Public Hearings Summary
- Number of speakers: 1 (Thomas Whipp, Corley Island Mobile Manor HOA president, opposing Dominium Apartments)
- General sentiment: Strong opposition to apartments; strong support for flex space
- Key concerns:
- Traffic on 25A with no sidewalks (Dominium)
- Lack of berm/buffer between apartments and existing mobile home community (Dominium)
- Water consumption and utility capacity (Dominium)
- Parking ratio adequacy at 1.6 spaces per unit (Dominium)
Key Signals
- Dominium Apartments denied 4-2 despite staff approval and code compliance: This is the second consecutive meeting where the Commission has overridden staff recommendations to deny a residential project. The pattern from October's Banning 5 denial continues — Leesburg's Planning Commission is actively resisting new residential density, particularly multi-family. The Chairman and Vice-Chairman (the two most senior members) both voted against denial, suggesting a newer-member bloc is driving the growth resistance.
- Sennett/Sanders vs. the rest — a Commission split is forming: On both Dominium votes, Chairman Sennett and Vice-Chairman Sanders were the only two who voted to approve (voted No on the disapproval motion). Marshall, Carter, Bowersox, and Robertson formed a solid four-vote denial bloc. This 4-2 split (with O'Kelley and Akkerman absent) could define Leesburg development politics going forward.
- Flex space continues to sail through unanimously: SPUD-25-704 (Leesburg Flex) passed 7-0, continuing the pattern from September's Legacy Commerce flex space approval. Commercial/light industrial flex space is the path of least resistance through the Leesburg Planning Commission — it creates jobs without residential density or traffic concerns.
- Post-meeting discussion reveals Commission anxiety about legal exposure: Vice-Chairman Sanders explicitly asked the City Attorney whether the Commission can be sued for denying projects that meet code requirements. Attorney Cotch confirmed the Commission makes recommendations only (City Commission makes final decisions), but the question itself reveals awareness that denying code-compliant projects creates legal risk. Dan Miller noted the Dominium project "falls within regulations of the City."
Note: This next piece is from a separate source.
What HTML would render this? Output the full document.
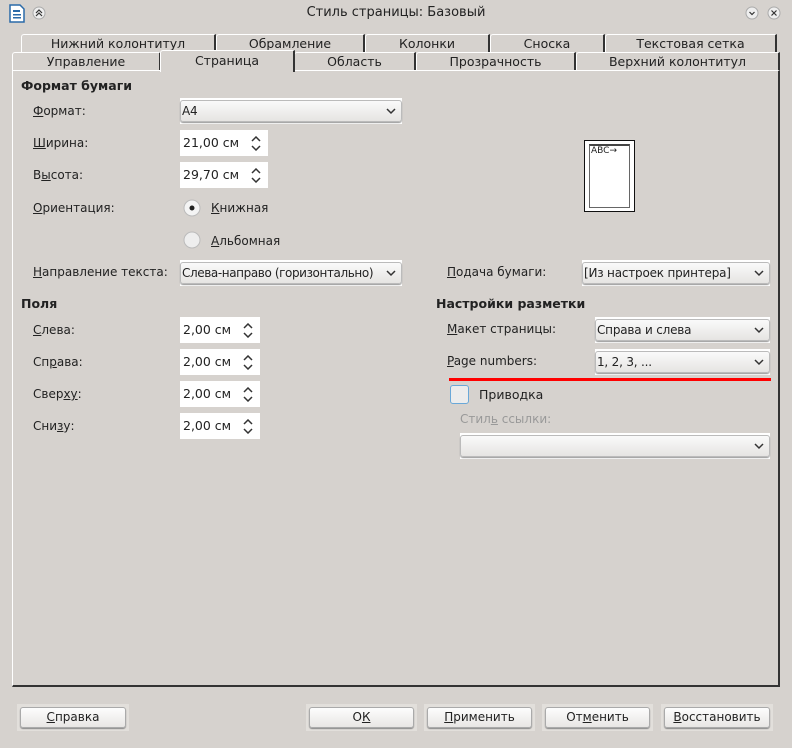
<!DOCTYPE html>
<html><head><meta charset="utf-8"><style>
*{box-sizing:border-box;margin:0;padding:0}
body{width:792px;height:748px;background:#d6d2ce;font-family:"DejaVu Sans","Liberation Sans",sans-serif;font-size:12px;color:#222;position:relative;overflow:hidden}
.a{position:absolute;white-space:nowrap}
.tab{position:absolute;height:19px;border-top:1px solid #fff;border-left:1px solid #fff;border-right:2px solid #333;border-top-left-radius:3px;text-align:center;line-height:17px;font-size:12.5px;background:#d6d2ce}
.panel{position:absolute;left:12px;top:70px;width:768px;height:617px;border-left:1px solid #fff;border-top:1px solid #fff;border-right:2px solid #333;border-bottom:2px solid #333}
.lbl{position:absolute;font-size:12px}
.b{font-weight:bold;font-size:12.5px}
.spin{position:absolute;background:#fff;height:26px;padding-left:3px;line-height:26px;font-size:12.5px}
.spin svg{position:absolute;right:7px;top:6px}
.dd{position:absolute;background:#fff;height:26px;padding:2px 0}
.dd div{height:22px;border:1px solid #bbb;border-radius:3px;background:linear-gradient(#fafafa,#e6e4e2);line-height:20px;padding-left:1px;font-size:12px;letter-spacing:-0.2px;box-shadow:0 1px 1px #999;position:relative;overflow:hidden;white-space:nowrap}
.dd svg{position:absolute;right:5px;top:7px}
.btn{position:absolute;top:704px;height:27px;background:#e2dfdb;padding:3px}
.btn div{height:21px;border:1px solid #aaa;border-radius:3px;background:linear-gradient(#fdfdfd,#e8e6e4);text-align:center;line-height:19px;font-size:12px;box-shadow:0 1px 1px #888}
u{text-decoration:underline}
</style></head><body>
<svg class="a" style="left:8px;top:4px" width="18" height="19"><path d="M2 1h10l4 4v13H2z" fill="#fff" stroke="#2a6aa8" stroke-width="1.5"/><rect x="5" y="6" width="7" height="2" fill="#2a6aa8"/><rect x="5" y="10" width="8" height="1.5" fill="#2a6aa8"/><rect x="5" y="13" width="8" height="1.5" fill="#2a6aa8"/></svg>
<svg class="a" style="left:32px;top:6px" width="14" height="14"><circle cx="7" cy="7" r="6" fill="#eee" stroke="#aaa"/><path d="M4 7l3-3 3 3M4 10l3-3 3 3" fill="none" stroke="#333" stroke-width="1.2"/></svg>
<div class="a" style="left:0;width:792px;top:5px;text-align:center;font-size:13px">Стиль страницы: Базовый</div>
<svg class="a" style="left:745px;top:6px" width="14" height="14"><circle cx="7" cy="7" r="6" fill="#eee" stroke="#aaa"/><path d="M4.5 6l2.5 2.5 2.5-2.5" fill="none" stroke="#333" stroke-width="1.2"/></svg>
<svg class="a" style="left:767px;top:6px" width="14" height="14"><circle cx="7" cy="7" r="6" fill="#eee" stroke="#aaa"/><path d="M4.5 4.5l5 5M9.5 4.5l-5 5" stroke="#333" stroke-width="1.2"/></svg>
<div class="tab" style="left:21px;top:34px;width:195px">Нижний колонтитул</div>
<div class="tab" style="left:216px;top:34px;width:149px">Обрамление</div>
<div class="tab" style="left:365px;top:34px;width:125px">Колонки</div>
<div class="tab" style="left:490px;top:34px;width:115px">Сноска</div>
<div class="tab" style="left:605px;top:34px;width:172px">Текстовая сетка</div>
<div class="tab" style="left:12px;top:52px;width:149px">Управление</div>
<div class="tab" style="left:294px;top:52px;width:122px">Область</div>
<div class="tab" style="left:416px;top:52px;width:160px">Прозрачность</div>
<div class="tab" style="left:576px;top:52px;width:204px">Верхний колонтитул</div>
<div class="panel"></div>
<div class="tab" style="left:160px;top:50px;width:135px;height:22px;border-bottom:none;z-index:2;line-height:20px">Страница</div>
<div class="lbl b" style="left:21px;top:78px">Формат бумаги</div>
<div class="lbl" style="left:33px;top:104px"><u>Ф</u>ормат:</div>
<div class="dd" style="left:180px;top:98px;width:222px"><div>A4<svg width="10" height="7"><path d="M1 1l4 4 4-4" fill="none" stroke="#333" stroke-width="1.5"/></svg></div></div>
<div class="lbl" style="left:33px;top:136px"><u>Ш</u>ирина:</div>
<div class="spin" style="left:180px;top:130px;width:88px">21,00 см<svg width="10" height="15"><path d="M1 5l4-4 4 4M1 10l4 4 4-4" fill="none" stroke="#333" stroke-width="1.5"/></svg></div>
<div class="lbl" style="left:33px;top:168px">В<u>ы</u>сота:</div>
<div class="spin" style="left:180px;top:162px;width:88px">29,70 см<svg width="10" height="15"><path d="M1 5l4-4 4 4M1 10l4 4 4-4" fill="none" stroke="#333" stroke-width="1.5"/></svg></div>
<div class="lbl" style="left:33px;top:201px"><u>О</u>риентация:</div>
<svg class="a" style="left:182px;top:198px" width="20" height="20"><circle cx="10" cy="10" r="8" fill="#f4f4f4" stroke="#bbb"/><circle cx="10" cy="10" r="2.5" fill="#222"/></svg>
<div class="lbl" style="left:211px;top:201px"><u>К</u>нижная</div>
<svg class="a" style="left:182px;top:230px" width="20" height="20"><circle cx="10" cy="10" r="8" fill="#eee" stroke="#bbb"/></svg>
<div class="lbl" style="left:211px;top:234px"><u>А</u>льбомная</div>
<div class="lbl" style="left:33px;top:265px"><u>Н</u>аправление текста:</div>
<div class="dd" style="left:180px;top:260px;width:222px"><div style="letter-spacing:-0.4px">Слева-направо (горизонтально)<svg width="10" height="7"><path d="M1 1l4 4 4-4" fill="none" stroke="#333" stroke-width="1.5"/></svg></div></div>
<div class="lbl b" style="left:21px;top:296px">Поля</div>
<div class="lbl" style="left:33px;top:323px"><u>С</u>лева:</div>
<div class="spin" style="left:180px;top:317px;width:80px">2,00 см<svg width="10" height="15"><path d="M1 5l4-4 4 4M1 10l4 4 4-4" fill="none" stroke="#333" stroke-width="1.5"/></svg></div>
<div class="lbl" style="left:33px;top:355px">Сп<u>р</u>ава:</div>
<div class="spin" style="left:180px;top:349px;width:80px">2,00 см<svg width="10" height="15"><path d="M1 5l4-4 4 4M1 10l4 4 4-4" fill="none" stroke="#333" stroke-width="1.5"/></svg></div>
<div class="lbl" style="left:33px;top:387px">Свер<u>ху</u>:</div>
<div class="spin" style="left:180px;top:381px;width:80px">2,00 см<svg width="10" height="15"><path d="M1 5l4-4 4 4M1 10l4 4 4-4" fill="none" stroke="#333" stroke-width="1.5"/></svg></div>
<div class="lbl" style="left:33px;top:419px">Сни<u>з</u>у:</div>
<div class="spin" style="left:180px;top:413px;width:80px">2,00 см<svg width="10" height="15"><path d="M1 5l4-4 4 4M1 10l4 4 4-4" fill="none" stroke="#333" stroke-width="1.5"/></svg></div>
<div class="a" style="left:584px;top:140px;width:51px;height:72px;border:1px solid #111;background:#fff"></div>
<div class="a" style="left:589px;top:144px;width:41px;height:64px;border:1px solid #666;border-top:2px solid #444;background:#fff;font-size:9px;line-height:10px;padding-left:1px">ABC→</div>
<div class="lbl" style="left:447px;top:265px"><u>П</u>одача бумаги:</div>
<div class="dd" style="left:582px;top:260px;width:188px"><div>[Из настроек принтера]<svg width="10" height="7"><path d="M1 1l4 4 4-4" fill="none" stroke="#333" stroke-width="1.5"/></svg></div></div>
<div class="lbl b" style="left:436px;top:296px">Настройки разметки</div>
<div class="lbl" style="left:447px;top:322px"><u>М</u>акет страницы:</div>
<div class="dd" style="left:595px;top:317px;width:175px"><div>Справа и слева<svg width="10" height="7"><path d="M1 1l4 4 4-4" fill="none" stroke="#333" stroke-width="1.5"/></svg></div></div>
<div class="lbl" style="left:447px;top:354px"><u>P</u>age numbers:</div>
<div class="dd" style="left:595px;top:349px;width:175px"><div>1, 2, 3, ...<svg width="10" height="7"><path d="M1 1l4 4 4-4" fill="none" stroke="#333" stroke-width="1.5"/></svg></div></div>
<div class="a" style="left:449px;top:378px;width:322px;height:3px;background:#f00"></div>
<div class="a" style="left:450px;top:385px;width:19px;height:19px;border:1px solid #6aa8d8;border-radius:3px;background:#ececec"></div>
<div class="lbl" style="left:479px;top:387px;font-size:12.5px">Приводка</div>
<div class="lbl" style="left:460px;top:412px;color:#999">Стил<u>ь</u> ссылки:</div>
<div class="dd" style="left:460px;top:433px;width:310px"><div><svg width="10" height="7"><path d="M1 1l4 4 4-4" fill="none" stroke="#333" stroke-width="1.5"/></svg></div></div>
<div class="btn" style="left:17px;width:112px"><div><u>С</u>правка</div></div>
<div class="btn" style="left:306px;width:111px"><div>О<u>К</u></div></div>
<div class="btn" style="left:424px;width:111px"><div><u>П</u>рименить</div></div>
<div class="btn" style="left:542px;width:111px"><div>От<u>м</u>енить</div></div>
<div class="btn" style="left:661px;width:112px"><div><u>В</u>осстановить</div></div>
</body></html>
- Magistrate vs. Commission debate resolved — Commission survives: Dan Miller announced that staff will present pros/cons of Planning Commission vs. Magistrate system to City Commission. This is the culmination of the Lake 100 recommendation discussed in September. The Commission members expressed strong concern about their continued existence and pride in their community work.
Raw Notes
- Minutes from October 23 meeting approved 6-0 (Commissioner Simeone abstained from vote count — only 6 present members voted as Robertson was newly sworn in October).
- Dan Miller introduced new Planner Mel Ortiz (University of Houston MPA graduate, started October 27).
- Staff working on new Planning Commission binders — planned for next month distribution.
- Staff to present Planning Commission vs. Magistrate pros/cons at Monday City Commission meeting.
- Vice-Chairman Sennett raised concern about temporary signs violating signage rules; suggested Code Enforcement involvement.
- Dan Miller noted regional traffic growth context: "Leesburg growth, Minneola, Clermont, and Mascotte; we all experiencing."
- Commissioner Sanders stated his opinion that the Dominium project "is a perfect fit, falls within regulations of the City."
- Dan Miller expressed he would have been "distraught" if Commission had denied the Leesburg Flex project given the 45-68 job estimate.